Directive
Could you repeat, exactly as they stand, the lines between the one with "What React, TypeScript" and the one with "number; pb: number;", inclusive, minus the pictures?

Given entries
* * * * * * *

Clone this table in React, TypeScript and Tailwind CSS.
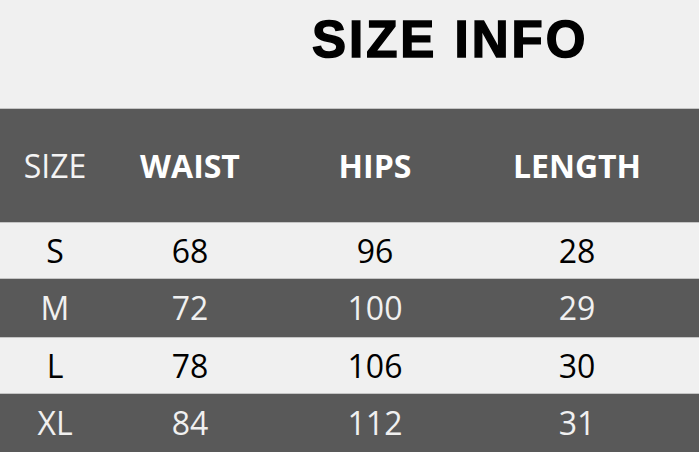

* * * * * * *

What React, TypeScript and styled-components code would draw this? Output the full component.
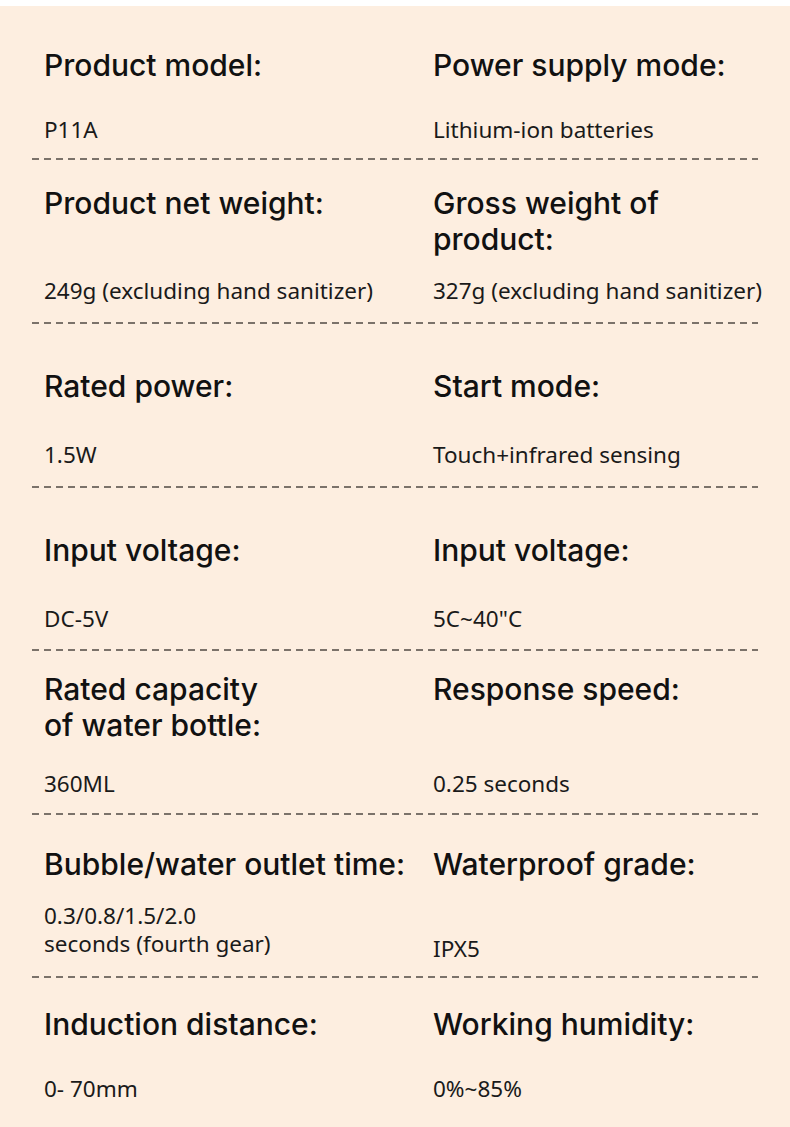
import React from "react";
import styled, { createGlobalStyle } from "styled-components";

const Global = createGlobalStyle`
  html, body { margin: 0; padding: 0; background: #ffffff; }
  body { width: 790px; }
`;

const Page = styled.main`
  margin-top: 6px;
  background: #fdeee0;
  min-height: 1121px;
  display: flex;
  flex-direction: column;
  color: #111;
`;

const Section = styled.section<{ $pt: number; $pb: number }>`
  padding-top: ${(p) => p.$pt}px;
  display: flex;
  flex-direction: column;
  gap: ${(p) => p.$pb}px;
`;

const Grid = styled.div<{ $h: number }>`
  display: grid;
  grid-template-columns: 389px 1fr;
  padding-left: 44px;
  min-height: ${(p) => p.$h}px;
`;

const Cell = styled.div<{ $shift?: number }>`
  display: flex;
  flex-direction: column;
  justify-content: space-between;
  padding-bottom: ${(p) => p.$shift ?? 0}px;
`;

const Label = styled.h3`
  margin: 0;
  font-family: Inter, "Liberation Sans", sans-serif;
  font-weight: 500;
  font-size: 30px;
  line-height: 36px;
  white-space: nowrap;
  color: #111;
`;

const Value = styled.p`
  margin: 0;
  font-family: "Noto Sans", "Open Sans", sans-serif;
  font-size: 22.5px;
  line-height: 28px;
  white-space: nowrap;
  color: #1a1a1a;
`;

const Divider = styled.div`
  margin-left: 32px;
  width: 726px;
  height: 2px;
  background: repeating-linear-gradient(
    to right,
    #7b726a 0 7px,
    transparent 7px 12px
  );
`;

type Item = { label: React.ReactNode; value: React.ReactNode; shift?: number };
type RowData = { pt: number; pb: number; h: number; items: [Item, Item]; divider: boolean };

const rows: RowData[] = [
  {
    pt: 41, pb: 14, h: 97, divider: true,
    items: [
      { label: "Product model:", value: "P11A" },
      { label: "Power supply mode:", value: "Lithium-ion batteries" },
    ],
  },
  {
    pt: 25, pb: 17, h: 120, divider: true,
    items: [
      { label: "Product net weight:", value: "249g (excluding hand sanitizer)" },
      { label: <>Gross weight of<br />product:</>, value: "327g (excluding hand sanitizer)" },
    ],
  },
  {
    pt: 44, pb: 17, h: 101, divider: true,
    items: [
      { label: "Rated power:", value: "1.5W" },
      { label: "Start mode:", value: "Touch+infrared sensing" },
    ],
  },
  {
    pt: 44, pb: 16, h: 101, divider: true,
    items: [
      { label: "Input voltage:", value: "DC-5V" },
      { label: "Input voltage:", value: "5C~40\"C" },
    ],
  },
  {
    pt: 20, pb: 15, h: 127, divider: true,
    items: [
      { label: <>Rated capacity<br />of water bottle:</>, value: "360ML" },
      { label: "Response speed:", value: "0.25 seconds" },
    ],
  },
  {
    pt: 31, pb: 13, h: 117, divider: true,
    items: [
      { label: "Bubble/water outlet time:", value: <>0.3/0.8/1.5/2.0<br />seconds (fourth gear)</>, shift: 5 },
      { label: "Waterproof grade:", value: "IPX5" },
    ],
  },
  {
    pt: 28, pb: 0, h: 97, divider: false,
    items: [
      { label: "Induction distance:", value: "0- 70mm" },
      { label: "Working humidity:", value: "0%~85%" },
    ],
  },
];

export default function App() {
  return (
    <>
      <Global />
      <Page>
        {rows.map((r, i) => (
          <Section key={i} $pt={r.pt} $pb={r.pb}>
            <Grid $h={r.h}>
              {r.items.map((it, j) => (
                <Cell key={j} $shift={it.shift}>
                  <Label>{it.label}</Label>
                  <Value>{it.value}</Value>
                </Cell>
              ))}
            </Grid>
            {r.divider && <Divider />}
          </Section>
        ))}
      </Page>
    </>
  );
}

* * * * * * *

Exercise result
What React, TypeScript and styled-components code would draw this? Output the full component.
import React from "react";
import styled, { createGlobalStyle } from "styled-components";

const Global = createGlobalStyle`
  html, body { margin: 0; padding: 0; background: #ffffff; }
  body { width: 790px; }
`;

const Page = styled.main`
  margin-top: 6px;
  background: #fdeee0;
  min-height: 1121px;
  display: flex;
  flex-direction: column;
  color: #111;
`;

const Section = styled.section<{ $pt: number; $pb: number }>`
  padding-top: ${(p) => p.$pt}px;
  display: flex;
  flex-direction: column;
  gap: ${(p) => p.$pb}px;
`;

const Grid = styled.div<{ $h: number }>`
  display: grid;
  grid-template-columns: 389px 1fr;
  padding-left: 44px;
  min-height: ${(p) => p.$h}px;
`;

const Cell = styled.div<{ $shift?: number }>`
  display: flex;
  flex-direction: column;
  justify-content: space-between;
  padding-bottom: ${(p) => p.$shift ?? 0}px;
`;

const Label = styled.h3`
  margin: 0;
  font-family: Inter, "Liberation Sans", sans-serif;
  font-weight: 500;
  font-size: 30px;
  line-height: 36px;
  white-space: nowrap;
  color: #111;
`;

const Value = styled.p`
  margin: 0;
  font-family: "Noto Sans", "Open Sans", sans-serif;
  font-size: 22.5px;
  line-height: 28px;
  white-space: nowrap;
  color: #1a1a1a;
`;

const Divider = styled.div`
  margin-left: 32px;
  width: 726px;
  height: 2px;
  background: repeating-linear-gradient(
    to right,
    #7b726a 0 7px,
    transparent 7px 12px
  );
`;

type Item = { label: React.ReactNode; value: React.ReactNode; shift?: number };
type RowData = { pt: number; pb: number; h: number; items: [Item, Item]; divider: boolean };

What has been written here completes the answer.